American exceptional

It seems like a constant sub-plot in our nation's great debate is one variation or another on this fundamental question: What does it mean to be an American? I kind of doubt that Chris Stevens -- the U.S. ambassador to Libya who was assassinated yesterday -- ever talked about that much, if at all. He was too busy living it:

Following his father, Jan Stevens, he graduated from the University of California, Berkeley in 1982. He then volunteered for the Peace Corps as an English teacher for two years in a remote village in Morocco's High Atlas Mountains — "and quickly fell in love with this part of the world." Still, his next step was a law degree from the University of California's Hastings College of Law in 1989 and employment as a trade attorney in Washington.

One day, said a former colleague recounting Stevens' retelling of the story, the young lawyer put his head down at his desk and said to himself, "I can't do this anymore." He decided then to apply for the Foreign Service, joining in 1991.

By every account, he was a remarkably upbeat and optimistic person, a believer in democracy, diplomacy, and the better half of human nature...even though he knew the risks he was taking. In fact, he sneaked into Bengazhi on a cargo shipd uring the height of the uprising against Moammar Gadhafi, and helped save that city from the dictator's wrath.

Mr. Obama rewarded him with the nomination to become the first ambassador in a post-Qaddafi Libya, and he arrived in May with indefatigable enthusiasm for the country’s prospects as a free, Western-friendly democracy.

“The whole atmosphere has changed for the better,” he wrote in an e-mail to friends and family in July. “People smile more and are much more open with foreigners. Americans, French and British are enjoying unusual popularity. Let’s hope it lasts.”

Instead, Stevens' life was snuffed out by extremists, possibly reacting to a crude anti-Islamic film, although the facts -- like a lot of this complicated story -- are very much uncertain. We also don't know much yet about three other Americans who were murdered -- another diplomat and two Marines. Even without all the facts, everyone on all sides is eager to fit the death of an American hero into their own little narrative.
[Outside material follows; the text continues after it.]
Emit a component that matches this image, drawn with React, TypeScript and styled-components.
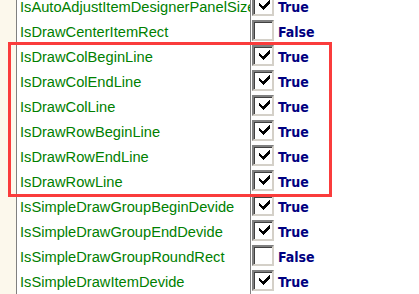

I don't really want to talk about people politicizing the tragedy because, frankly, accusing one side or another of politicizing a tragedy is, well, politicizing a tragedy in and of itself. When the dust settles, we should have a robust -- and honest -- debate about U.S. policy in the Middle East. But the dust hasn't settled yet. We do know that the hateful bastards who killed Chris Stevens are the worst that humanity has to offer. But it's hard to give up hope, not when you think of Stevens' bravery and not when you see the Libyans (pictured above) who took to the streets to protest -- not against America but against the thugs who killed our ambassador.

Freedom is hard work -- a lot harder than throwing a batch of "freedom fries" in the deep fryer. Chris Stevens was a fighter for free speech -- even though free speech means that an imbecile can call himself Sam Baciile and release a religious hate film without government censorship. Chris Stevens was a fighter for religious freedom -- even as he was targeted by those with a warped vision of the Koran. And he was a fighter for strangers in a faraway foreign land, Libya, to live their daily lives in greater freedom -- until the day when some of those Libyans killed him.

A lot of us believe in the same freedoms that Chris Stevens believed in. But he risked his very life for freedom of others -- and he paid the ultimate price. That made him a remarkably exceptional American.